Bike on bike trail

Three years ago I started bicycling to work.

It was a gradual thing. It took extra planning to ride--there were issues with clothing, issues with carrying stuff on the bike. I'd usually only ride if I thought of it the night before and the weather forecast looked good.

Wanting the exercise was what got me started. It takes me about 25 minutes to bicycle from my apartment to the office, versus 15 minutes to drive. So, an extra 20 minutes spent commuting gets me 50 minutes of aerobic exercise.

There are other ways to get exercise, though, and the bicycling wouldn't have persisted if it hadn't had other things going for it:

  • It bookends the work day psychologically. The ride in to work gets me warmed up and ready to be productive. The time, motion, and effort of the ride home helps me unwind and leave the office behind.
  • It's frugal. You can get a perfectly good bike from a bike store for just a few hundred dollars, and a few tens of dollars a year will keep it in tip-top shape essentially forever. (That's if you pay a bike store to do the maintenance. If you know about bikes and are handy with tools, you can probably cut both those amounts by an order of magnitude by finding a bike at a garage sale and fixing it up yourself.)
  • It's gentle on the planet. I've read that there is no more efficient form of transportation than a bicycle. I've never done the math myself, so I can't swear that it beats using a mule to haul a barge down a canal, but that and sailing ships are the only possible contenders.
  • It lets me get my smug on. Actually, a tendency to be smug about stuff like this is a character flaw of mine. I try to resist. But when gasoline prices spiked up in the summer of 2005, I'd ride past gas stations and look at those poor schlubs pumping $3 gas into their SUVs and be enormously reinforced in thinking that bicycling was unquestionably the way to go.

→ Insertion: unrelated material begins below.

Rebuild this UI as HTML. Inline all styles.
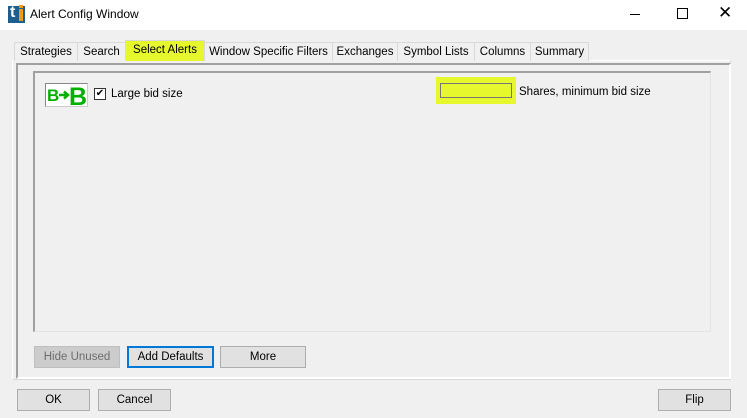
<!DOCTYPE html><html><head><style>
body{margin:0;width:747px;height:418px;background:#f0f0f0;font-family:"Liberation Sans",sans-serif;font-size:11.5px;position:relative;overflow:hidden;color:#000}
.a{position:absolute}
.tab{position:absolute;top:42px;height:18px;border:1px solid #d9d9d9;border-bottom:none;background:#f0f0f0;line-height:18px;text-align:center;font-size:11.5px;white-space:nowrap}
.btn{position:absolute;height:20px;border:1px solid #adadad;background:#e1e1e1;text-align:center;line-height:20px;font-size:11.5px}
</style></head><body>
<div class="a" style="left:0;top:0;width:747px;height:30px;background:#fff"></div>
<div class="a" style="left:8px;top:6px;width:17px;height:17px;background:#1c5f8f"></div>
<div class="a" style="left:10px;top:4px;color:#fff;font-weight:bold;font-size:16px">t</div>
<div class="a" style="left:19px;top:9px;width:4px;height:12px;background:#f39a1c"></div>
<div class="a" style="left:19px;top:5px;width:4px;height:3px;background:#f39a1c"></div>
<div class="a" style="left:30px;top:7px;font-size:12px">Alert Config Window</div>
<div class="a" style="left:630px;top:14px;width:10px;height:1px;background:#000"></div>
<div class="a" style="left:677px;top:8px;width:9px;height:9px;border:1px solid #000"></div>
<div class="a" style="left:718px;top:3px;font-size:17px">✕</div>

<div class="a" style="left:12px;top:60px;width:717px;height:318px;border:1px solid #fff;border-right-color:#d9d9d9;border-bottom-color:#d9d9d9"></div>
<div class="a" style="left:16px;top:63px;border-top:2px solid #a0a0a0;border-left:2px solid #a0a0a0;border-right:2px solid #fff;border-bottom:2px solid #fff;box-sizing:border-box;width:715px;height:316px"></div>
<div class="a" style="left:33px;top:71px;width:678px;height:261px;border-top:2px solid #a0a0a0;border-left:2px solid #a0a0a0;border-right:1px solid #e3e3e3;border-bottom:1px solid #e3e3e3;box-sizing:border-box"></div>

<div class="tab" style="left:14px;width:62px">Strategies</div>
<div class="tab" style="left:77px;width:47px">Search</div>
<div class="tab" style="left:125px;top:40px;height:20px;width:78px;background:#e6f72d;line-height:19px">Select Alerts</div>
<div class="tab" style="left:204px;width:127px">Window Specific Filters</div>
<div class="tab" style="left:332px;width:64px">Exchanges</div>
<div class="tab" style="left:397px;width:76px">Symbol Lists</div>
<div class="tab" style="left:474px;width:55px">Columns</div>
<div class="tab" style="left:530px;width:57px">Summary</div>

<div class="a" style="left:45px;top:83px;width:41px;height:22px;background:#fff;border-top:1px solid #888;border-left:1px solid #888;border-right:1px solid #ccc;border-bottom:1px solid #ccc"></div>
<svg class="a" style="left:46px;top:84px" width="41" height="22" viewBox="0 0 41 22">
<text x="1" y="17" font-family="Liberation Sans" font-weight="bold" font-size="17" fill="#00b000">B</text>
<path d="M13 11h8M18 7.5l4 3.5-4 3.5" stroke="#00b000" stroke-width="2.5" fill="none"/>
<text x="23" y="21" font-family="Liberation Sans" font-weight="bold" font-size="25" fill="#00b000">B</text>
</svg>
<div class="a" style="left:94px;top:88px;width:10px;height:10px;border:1px solid #333;background:#fff;font-size:10px;line-height:10px;text-align:center">✔</div>
<div class="a" style="left:111px;top:88px">Large bid size</div>

<div class="a" style="left:436px;top:77px;width:80px;height:27px;background:#e6f72d"></div>
<div class="a" style="left:440px;top:83px;width:72px;height:15px;border:1px solid #777;box-sizing:border-box"></div>
<div class="a" style="left:519px;top:86px">Shares, minimum bid size</div>

<div class="btn" style="left:34px;top:346px;width:84px;color:#6d6d6d;background:#cccccc;border-color:#bfbfbf">Hide Unused</div>
<div class="btn" style="left:127px;top:346px;width:83px;border:2px solid #0078d7;height:18px;line-height:18px">Add Defaults</div>
<div class="btn" style="left:220px;top:346px;width:84px">More</div>
<div class="btn" style="left:17px;top:389px;width:71px">OK</div>
<div class="btn" style="left:98px;top:389px;width:71px">Cancel</div>
<div class="btn" style="left:658px;top:389px;width:71px">Flip</div>
</body></html>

That smugness had another result, though. As the summer of 2005 drew to a close, and I realized that I was about to go back to being one of those poor schlubs (albeit pumping $3 gas into a Honda Civic and not an SUV), I couldn't quite bring myself to do it. On the other hand, I also couldn't quite bring myself to ride my bike in the winter's cold and dark. I ended up riding the bus in the winter. That turned out to work really well. I'd had no idea the local mass transit district was as good as it is. (I'll have more to say about this in the future. Our local transit district is doing really cool stuff with technology.)

My wife and I still have our car, and we use it when that's the handiest thing to do (which turns out not to be very often). The bus is handy for a lot of trips. Walking is the obvious choice when we just need to go somewhere and do something. But bicycling is always my first choice: it's faster, easier, more efficient, and more fun.

And that last is really the key. All those other reasons--the exercise and frugality and stuff--they're all true, but even the smugness wouldn't have kept me riding day in and day out. The reason I bicycle is because it's fun.